President Donald Trump’s use of the National Prayer Breakfast on Feb. 2 to deliver a dig at Arnold Schwarzenegger’s dismal ratings of The Apprentice seemed to occasion a minor-key version of a recurring phenomenon — sympathy for those the new President attacks. When Trump went after Meryl Streep, Hollywood came to her defense en mass. When he criticized Representative John Lewis for questioning his legitimacy, the civil rights icon’s biography became a bestseller. And now Schwarzenegger has the attention of the nation, at least on Twitter.

Which is too bad. Those of us who are watching The New Celebrity Apprentice have seen Schwarzenegger deliver a strange, ugly performance week after week. In the most recent episode, he criticized and almost fired a female contestant for not smiling. He fired another after telling her she looked “fantastic at your age.” And he delivered multiple monologues about women who have gained weight.

There was more: in the episode’s first challenge, the boxer Laila Ali was asked to defend her performance and did so in a relatively sedate, business-like tone. Schwarzenegger replied: “I don’t see the energy in you, I don’t see the happiness and the joy of doing this.” When Ali reflexively smirked, the host replied, “See the smile you have now? That’s what I like to see, because it represents, ‘I’m happy to fight here in the struggle, to be creative, and to be part of the team.’”

This is unfortunately congruent with behaviors women in the workplace have to endure. But it’s also close enough to the old Trump Apprentice — one that hinged on questions of style vastly more than performance — to really be jarring. The problem is that, when Schwarzenegger really let loose, things got even worse.

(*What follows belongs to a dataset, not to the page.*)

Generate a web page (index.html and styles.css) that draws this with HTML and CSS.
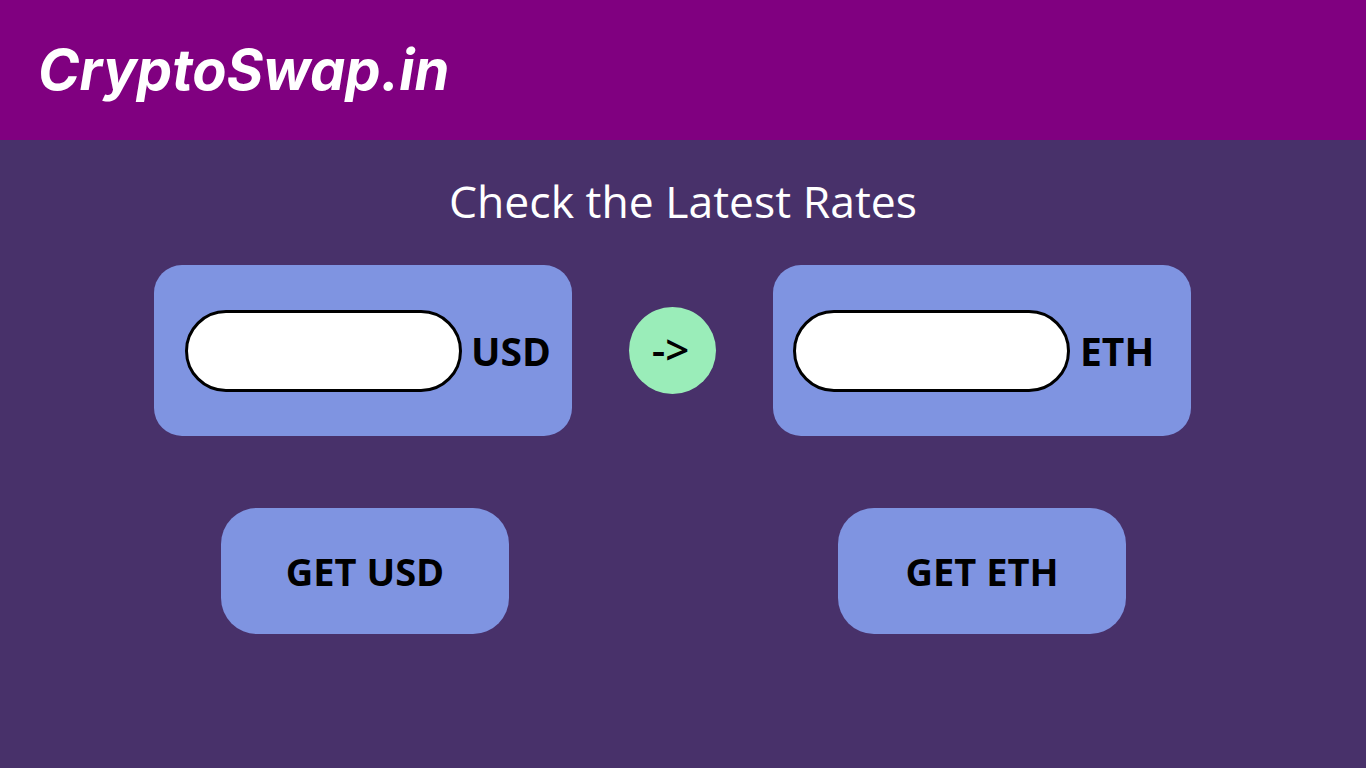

Asking the WNBA player Lisa Leslie why she hadn’t appeared on-air to promote the fitness equipment instead of TV host Carson Kressley, Schwarzenegger appeared revolted as he asked:

“Did you really think that the women that watched the show, that they would relate to Carson talking about the flabbiness of the back of the arms, or that they’re losing control of the outer thigh as they’re getting older, or that the inner thigh is getting a little flabby, that they’d listen to Carson talking about that?”

He went on to tell the 44-year-old athlete that she ought to have addressed the female audience, losing his way midthought: “When a woman talks to a woman — you, because of looking so fantastic at your age — every woman looks at you … It’s unbelievable, I’m amazed by that.”

Before firing both Leslie and Kressley, Schwarzenegger continued:

“As I said to you earlier, how does a woman sitting out there at the age of 50, and she looks at her thighs and she says ‘This is like cottage cheese, this is ugly, I cannot even get dressed in front of my husband, I have to hide behind a bathrobe, you know, I want to get rid of this, I want to train, I want to get the new exercise equipment,’ and, she cannot relate to him.”

Schwarzenegger’s long, rambling descriptions of the ways in which women’s bodies are unattractive made him more animated than anything else that’s happened this season. Prior to this week’s flurry of gendered discussion, the former California governor has been bluntly incurious about any subject that doesn’t relate back to his bodybuilding days. At times, he comes off as barely engaged. The show marketed itself on the question of what its host’s catchphrase would be. But Schwarzenegger seems to have forgotten it entirely, moving from “You’re terminated” to “You’re fired” at random.

Not that Schwarzenegger isn’t aware there’s something in The Apprentice for him, a brick in the road getting him closer to wherever it is he wants to go. “I have a very clear vision,” he told Ali while explaining why she ought to smile more, “and every rep that I do, every set that I do, gets me one step closer to making this vision turn into reality. That excites me. That makes me so happy.” Happier still for him is that his vision of himself can go undisturbed by anyone actually watching him.